Visit: Butkus Winner Overcomes Two ACL Tears

Tony Steward was considered the nation's best prep linebacker when he set foot on the Clemson campus. After a pair of major injuries, Steward had a solid senior season and big pro day. Of his visit to Green Bay, Clemson's Tony Steward said: "I feel like it’s a place where I would fit in great."

Photo by Adam Hagy/USA TODAY

Tony Steward won the high school version of the Butkus Award as the nation’s best linebacker. With that sort of five-star stardom, Steward’s path to the NFL seemed paved in stone.

Then he was hit with a double-whammy. As a senior at Menendez High School in St. Augustine, Fla., Steward tore an ACL. Then, as a true freshman at Clemson, he tore the ACL in his other knee about nine months later.

“After the first one, you know, it happens,” Steward said on Monday. “Obviously, it’s something that you can’t control.

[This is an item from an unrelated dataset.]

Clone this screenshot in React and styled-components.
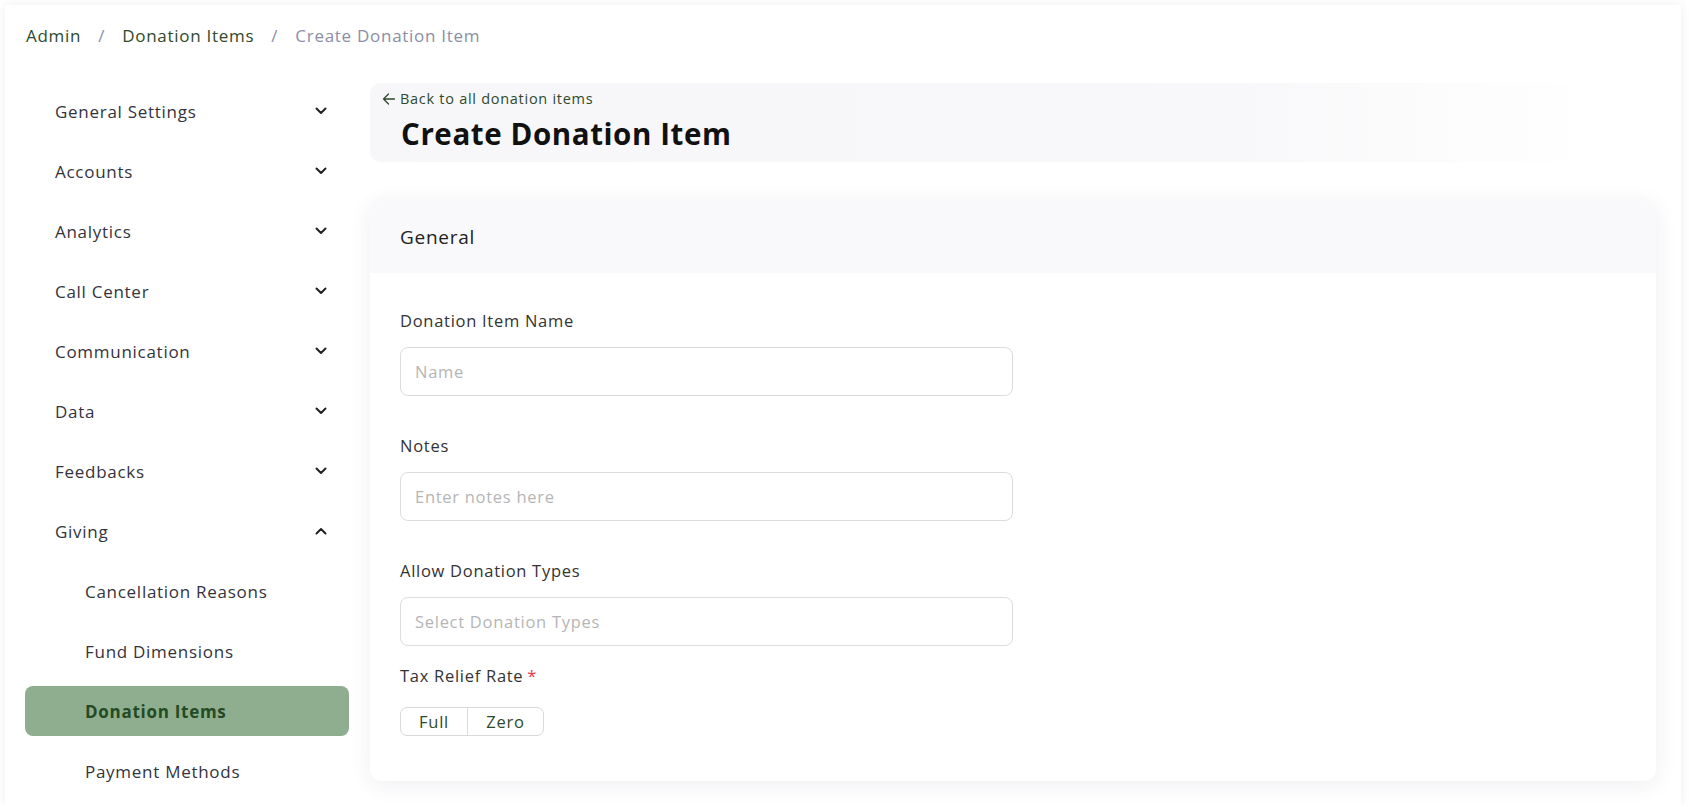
import React from "react";
import styled, { createGlobalStyle } from "styled-components";

const GlobalStyle = createGlobalStyle`
  body {
    margin: 0;
    background: #fff;
    font-family: "Open Sans", "Liberation Sans", sans-serif;
    letter-spacing: 0.045em;
    color: #33333d;
  }
  * { box-sizing: border-box; }
`;

const Frame = styled.div`
  margin: 5px 8px 0 5px;
  height: 800px;
  overflow: hidden;
  background: #fff;
  box-shadow: 0 0 10px rgba(30, 30, 60, 0.07);
  padding: 0 25px 0 20px;
  display: flex;
  flex-direction: column;
`;

const Crumbs = styled.nav`
  flex-shrink: 0;
  display: flex;
  align-items: flex-start;
  gap: 17px;
  padding: 18px 0 0 1px;
  height: 78px;
  font-size: 17px;
  line-height: 26px;
`;

const Crumb = styled.span`
  color: ${(p) => (p.$current ? "#8a8ea6" : "#2e4a2c")};
`;

const Slash = styled.span`
  color: #8a8ea6;
`;

const Body = styled.div`
  display: grid;
  grid-template-columns: 324px 1fr;
  column-gap: 21px;
  flex: 1;
`;

const Sidebar = styled.ul`
  list-style: none;
  margin: 0;
  padding: 3px 0 0;
  display: flex;
  flex-direction: column;
  gap: 10px;
`;

const NavItem = styled.li`
  flex-shrink: 0;
  height: 50px;
  display: flex;
  align-items: center;
  justify-content: space-between;
  padding: 0 22px 0 ${(p) => (p.$sub ? 60 : 30)}px;
  border-radius: 8px;
  font-size: 17px;
  color: ${(p) => (p.$active ? "#244a24" : "#33333d")};
  font-weight: ${(p) => (p.$active ? 700 : 400)};
  background: ${(p) => (p.$active ? "#8fae8f" : "transparent")};
`;

const Main = styled.main`
  display: flex;
  flex-direction: column;
  gap: 38px;
`;

const PageHead = styled.div`
  height: 79px;
  border-radius: 10px;
  padding: 6px 0 0 12px;
  background: linear-gradient(90deg, #f7f7fa 0%, #f8f8fa 70%, rgba(255, 255, 255, 0) 100%);
  margin-right: 50px;
`;

const BackLink = styled.a`
  display: flex;
  align-items: center;
  gap: 4px;
  font-size: 14.5px;
  line-height: 20px;
  color: #2e4a2c;
  text-decoration: none;
`;

const Title = styled.h1`
  margin: 3px 0 0;
  padding-left: 19px;
  font-size: 29.5px;
  line-height: 44px;
  font-weight: 700;
  letter-spacing: 0.02em;
  color: #111;
`;

const Card = styled.section`
  background: #fff;
  border-radius: 12px;
  box-shadow: 0 4px 22px rgba(40, 40, 90, 0.08);
  overflow: hidden;
`;

const CardHead = styled.div`
  height: 73px;
  background: #f9f9fb;
  display: flex;
  align-items: center;
  padding-left: 30px;
  font-size: 19px;
  color: #222;
`;

const CardBody = styled.div`
  padding: 36px 30px 45px;
  display: flex;
  flex-direction: column;
`;

const Label = styled.label`
  font-size: 16.5px;
  line-height: 24px;
  color: #333;
  margin-top: ${(p) => p.$top || 0}px;
`;

const Star = styled.span`
  color: #e53945;
  margin-left: 4px;
`;

const Input = styled.input`
  margin-top: 14px;
  width: 613px;
  height: 49px;
  border: 1px solid #dcdcdc;
  border-radius: 8px;
  padding: 0 14px;
  font-family: inherit;
  letter-spacing: inherit;
  font-size: 16.5px;
  color: #333;
  outline: none;
  &::placeholder {
    color: #b5b5b5;
  }
`;

const Segments = styled.div`
  margin-top: 19px;
  display: inline-flex;
  align-self: flex-start;
  border: 1px solid #d9d9d9;
  border-radius: 7px;
  height: 29px;
`;

const Segment = styled.button`
  width: ${(p) => p.$w}px;
  border: none;
  background: none;
  font-family: inherit;
  letter-spacing: inherit;
  font-size: 16.5px;
  color: #2e4a2c;
  padding: 0;
  & + & {
    border-left: 1px solid #d9d9d9;
  }
`;

const Chevron = ({ up }) => (
  <svg width="12" height="8" viewBox="0 0 12 8" fill="none">
    <path
      d={up ? "M1.5 6.5 6 2l4.5 4.5" : "M1.5 1.5 6 6l4.5-4.5"}
      stroke="#222"
      strokeWidth="2"
      strokeLinecap="round"
      strokeLinejoin="round"
    />
  </svg>
);

const ArrowLeft = () => (
  <svg width="14" height="14" viewBox="0 0 14 14" fill="none">
    <path d="M12.5 7H1.5M6.5 2 1.5 7l5 5" stroke="#2e4a2c" strokeWidth="1.3" strokeLinecap="round" strokeLinejoin="round" />
  </svg>
);

const groups = ["General Settings", "Accounts", "Analytics", "Call Center", "Communication", "Data", "Feedbacks"];
const giving = ["Cancellation Reasons", "Fund Dimensions", "Donation Items", "Payment Methods"];

export default function App() {
  return (
    <>
      <GlobalStyle />
      <Frame>
        <Crumbs>
          <Crumb>Admin</Crumb>
          <Slash>/</Slash>
          <Crumb>Donation Items</Crumb>
          <Slash>/</Slash>
          <Crumb $current>Create Donation Item</Crumb>
        </Crumbs>
        <Body>
          <Sidebar>
            {groups.map((g) => (
              <NavItem key={g}>
                {g}
                <Chevron />
              </NavItem>
            ))}
            <NavItem>
              Giving
              <Chevron up />
            </NavItem>
            {giving.map((g) => (
              <NavItem key={g} $sub $active={g === "Donation Items"}>
                {g}
              </NavItem>
            ))}
          </Sidebar>
          <Main>
            <PageHead>
              <BackLink href="#">
                <ArrowLeft />
                Back to all donation items
              </BackLink>
              <Title>Create Donation Item</Title>
            </PageHead>
            <Card>
              <CardHead>General</CardHead>
              <CardBody>
                <Label>Donation Item Name</Label>
                <Input placeholder="Name" />
                <Label $top={38}>Notes</Label>
                <Input placeholder="Enter notes here" />
                <Label $top={38}>Allow Donation Types</Label>
                <Input placeholder="Select Donation Types" />
                <Label $top={18}>
                  Tax Relief Rate<Star>*</Star>
                </Label>
                <Segments>
                  <Segment $w={66}>Full</Segment>
                  <Segment $w={76}>Zero</Segment>
                </Segments>
              </CardBody>
            </Card>
          </Main>
        </Body>
      </Frame>
    </>
  );
}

When it happened the second time, it was pretty rough. I knew what I had to do to get back. I was starting to question, ‘Why is it happening? Are you trying to tell me that I should give it up?’”

Steward never seriously considered giving up his passion. With the help of his girlfriend, family, friends, coaches and teammates, Steward worked through the physical and emotional pain. Finally, as a senior, Steward broke into the starting lineup. More than that, he stayed on the field.

Healthy, athletic and productive, Steward at least partially rebuilt his draft credentials. He recently had a predraft visit with the Green Bay Packers.

“Honestly, I thought it went very well,” he said. “It was my first visit and I enjoyed it. A lot of good people around there. I feel like it’s a place where I would fit in great. I feel like a lot of the attitudes and personalities in that locker room fit me very well. Just being there, it felt good. It was my first trip and I didn’t know what to expect, and it ended up being a great one.”

He’s been a man in demand recently. His trip to Green Bay was the first of his 10 predraft visits.

“Yeah, it’s pretty awesome,” Steward said while at an airport while heading from one visit to the next. “In fact, it’s actually very exciting. It’s also kind of boosted my confidence a little bit.”

Confidence is just what Steward needed. The high school phenom could have played collegiately at just about any school in the nation. Then came the injuries. At a big-time school like Clemson, time waits for no one — not even the best prep linebacker in the nation. He played a total of 240 snaps on defense as a sophomore and junior.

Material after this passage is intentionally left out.